Wednesday, December 8, 2010

Bubble, Bubble, Everywhere!



The Federal Reserve just doesn’t seem to get it!


Monetary ease can cause bubbles and not just in the United States. Bubble Ben at the Fed still denies that the Federal Reserve had anything to do with the bubbles in asset prices in the early 2000s in housing and the stock market. Bubble Ben, in 2005, placed blame on the Chinese and other countries for the “Global Savings Glut” that helped to finance the budget deficits of the United States government thereby allowing the interest rates in the America and other countries to be excessively low, causing substantial concern about world inflation and international resource misallocation.


Bubble Ben continues to see price moderation as a problem, just as in 2006 and 2007 he saw inflation as a problem far beyond the period when inflation was a problem. When it comes to price movements and asset bubbles, Ben Bernanke is a lagging indicator!


What is happening in the real world, Ben?


We see the headlines, “Investors Pile into Commodities”, (http://professional.wsj.com/article/SB10001424052748703963704576005933072423242.html?mod=ITP_moneyandinvesting_0&mg=reno-wsj.) “Investors are holding their biggest positions on record in the commodities markets as prices surge…Hedge funds, pension funds and mutual funds dramatically ramped up their holdings in everything from oil and natural gas to silver, corn and wheat this year. In many cases, the number of contracts held for individual commodities now far exceeds the amount outstanding in mid-2008, the last time commodity markets were soaring to records and debate raged about whether excessive speculation was driving up prices.”



We read in the Financial Times, “Crude Oil Tipped to Bubble over $100 a Barrel,” (http://www.ft.com/cms/s/0/cfb5cd58-022f-11e0-aa40-00144feabdc0.html#). “For the first time in two years, oil bulls are starting to outnumber bears.” Have you noticed that the price of gas has jumped $0.30 or so over the past month or two. And, the price of gasoline at the pump is going to continue to rise.


And the same picture arises for worldwide commodity prices, “Material Difference,” (http://www.ft.com/cms/s/0/d1e31d98-023d-11e0-aa40-00144feabdc0.html#axzz17WmrNvT3). “World prices for cotton have risen by 73 percent since the start of June.” This is just one item; one can go to other commodities and see substantial increases. This is sure going to help the economic recovery?


“In other words, a generation that has grown up with food and clothing deflation must now get used to paying more for the shirts on their backs and the bread on their table. The options: less breakfast cereal in the carton and hair-raisingly static-inducing nylon shirts, or pummeled profit margins for the global food and clothing industry.” That is, world commodity inflation is causing cost pressures that must surface somewhere. And, this is going to help the recovery?
And, we are seeing China, Brazil, and India, among other countries, raising interest rates and restricting bank lending so as to combat increasing levels of inflation. Governments are very concerned.

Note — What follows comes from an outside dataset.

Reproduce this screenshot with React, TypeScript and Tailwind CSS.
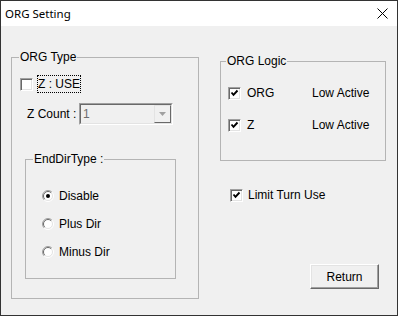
import React from "react";

function CheckBox({ checked }: { checked?: boolean }) {
  return (
    <span className="w-[13px] h-[13px] shrink-0 bg-white border border-t-[#a0a0a0] border-l-[#a0a0a0] border-b-white border-r-white shadow-[inset_1px_1px_0_#696969,inset_-1px_-1px_0_#e3e3e3] flex items-center justify-center">
      {checked && (
        <svg width="11" height="11" viewBox="0 0 11 11">
          <path d="M2.5 4.5 L4.5 6.8 L8.5 2.5" stroke="#000" strokeWidth="1.9" fill="none" />
        </svg>
      )}
    </span>
  );
}

function Radio({ checked }: { checked?: boolean }) {
  return (
    <svg width="12" height="12" viewBox="0 0 12 12" className="shrink-0">
      <circle cx="6" cy="6" r="5" fill="#fff" />
      <path d="M2.1 9.9 A5.5 5.5 0 0 1 9.9 2.1" stroke="#a0a0a0" fill="none" />
      <path d="M9.9 2.1 A5.5 5.5 0 0 1 2.1 9.9" stroke="#fff" fill="none" />
      <path d="M2.8 9.2 A4.5 4.5 0 0 1 9.2 2.8" stroke="#696969" fill="none" />
      <path d="M9.2 2.8 A4.5 4.5 0 0 1 2.8 9.2" stroke="#e3e3e3" fill="none" />
      {checked && <circle cx="6" cy="6" r="2" fill="#000" />}
    </svg>
  );
}

export default function App() {
  return (
    <div className="w-[398px] h-[316px] border border-[#333] flex flex-col bg-[#f0f0f0] font-['Liberation_Sans',Arial,sans-serif] text-[12px] leading-[14px] text-black">
      <div className="h-[25px] bg-white flex items-center justify-between pl-[4px] pr-[9px] shrink-0">
        <span className="font-['Noto_Sans',sans-serif] text-[11.5px]">ORG Setting</span>
        <svg width="11" height="11" viewBox="0 0 11 11">
          <path d="M0.5 0.5 L10.5 10.5 M10.5 0.5 L0.5 10.5" stroke="#000" strokeWidth="1" />
        </svg>
      </div>

      <div className="flex items-start">
        {/* ORG Type */}
        <fieldset className="ml-[10px] mt-[24px] w-[188px] border border-[#b4b4b4] pb-[19px]">
          <legend className="ml-[7px] px-[1px]">ORG Type</legend>
          <div className="flex items-center mt-[11px] ml-[8px] h-[18px]">
            <CheckBox />
            <span className="ml-[4px] border border-dotted border-black leading-[16px]">Z : USE</span>
          </div>
          <div className="flex items-center mt-[10px]">
            <span className="ml-[15px] w-[52px]">Z Count :</span>
            <div className="w-[94px] h-[22px] border border-t-[#a0a0a0] border-l-[#a0a0a0] border-b-white border-r-white flex">
              <div className="flex-1 flex border border-t-[#696969] border-l-[#696969] border-b-[#e3e3e3] border-r-[#e3e3e3]">
                <span className="flex-1 pl-[2px] pt-[2px] text-[#6d6d6d]">1</span>
                <div className="w-[17px] border border-t-[#e3e3e3] border-l-[#e3e3e3] border-b-[#696969] border-r-[#696969] bg-[#f0f0f0] flex items-center justify-center">
                  <svg width="7" height="4" viewBox="0 0 7 4">
                    <path d="M0 0 L7 0 L3.5 4 Z" fill="#a0a0a0" />
                  </svg>
                </div>
              </div>
            </div>
          </div>

          {/* EndDirType */}
          <fieldset className="ml-[13px] mt-[27px] w-[151px] border border-[#b4b4b4] pb-[19px]">
            <legend className="ml-[7px] px-[1px]">EndDirType :</legend>
            <div className="flex flex-col gap-[14px] mt-[23px] ml-[16px]">
              <div className="flex items-center gap-[5px] h-[14px]">
                <Radio checked />
                <span>Disable</span>
              </div>
              <div className="flex items-center gap-[5px] h-[14px]">
                <Radio />
                <span>Plus Dir</span>
              </div>
              <div className="flex items-center gap-[5px] h-[14px]">
                <Radio />
                <span>Minus Dir</span>
              </div>
            </div>
          </fieldset>
        </fieldset>

        <div className="flex flex-col ml-[21px]">
          {/* ORG Logic */}
          <fieldset className="mt-[28px] w-[166px] border border-[#b4b4b4] pb-[28px]">
            <legend className="ml-[5px] px-[1px]">ORG Logic</legend>
            <div className="flex flex-col gap-[18px] mt-[18px] ml-[7px]">
              <div className="flex items-center h-[14px]">
                <CheckBox checked />
                <span className="ml-[6px] w-[65px]">ORG</span>
                <span>Low Active</span>
              </div>
              <div className="flex items-center h-[14px]">
                <CheckBox checked />
                <span className="ml-[6px] w-[65px]">Z</span>
                <span>Low Active</span>
              </div>
            </div>
          </fieldset>

          <div className="flex items-center h-[14px] mt-[27px] ml-[10px]">
            <CheckBox checked />
            <span className="ml-[5px]">Limit Turn Use</span>
          </div>

          <button className="self-start ml-[90px] mt-[62px] w-[69px] h-[25px] bg-[#f0f0f0] border border-t-white border-l-white border-b-[#696969] border-r-[#696969] shadow-[inset_-1px_-1px_0_#a0a0a0,inset_1px_1px_0_#e3e3e3] flex items-center justify-center">
            Return
          </button>
        </div>
      </div>
    </div>
  );
}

Last week, the Federal Reserve released information about the financial and non-financial institutions that it assisted throughout the world during the recent financial crisis.


Commentators responded by referring to the Federal Reserve System as the “world’s central banker.”


The Federal Reserve System has become the “world’s inflator”!


International financial markets have become so interlinked and flows of funds have become so fluid that pumping up the world’s reserve currency can affect almost every corner of that world. If the Federal Reserve creates an environment in which investors can borrow at 25 to 50 basis points and lend elsewhere at much higher rates, money is going to flow from the United States into these other opportunities.


And, bubbles result...worldwide!


What the Federal Reserve fails to understand is that industry and finance in the United States is in need of a massive re-structuring. Efforts to pump funds into the U. S. economy in a short-run attempt to put people back to work is just resulting in the money going “off-shore”. These efforts are not helping people and businesses de-leverage and modernize; it is not helping them re-structure.


And, these efforts are not helping America compete in the 21st century when its educational system is just producing students that are average or just above average in science, math, and reading when compared with other children throughout the world.


Also, the Federal Reserve does not understand the role it has played in exacerbating the increasing gap in incomes between the highest earners and the rest of the income spectrum.


As a consequence, the Federal Reserve is just producing bubbles everywhere and it is hard to see how this is really going to help us.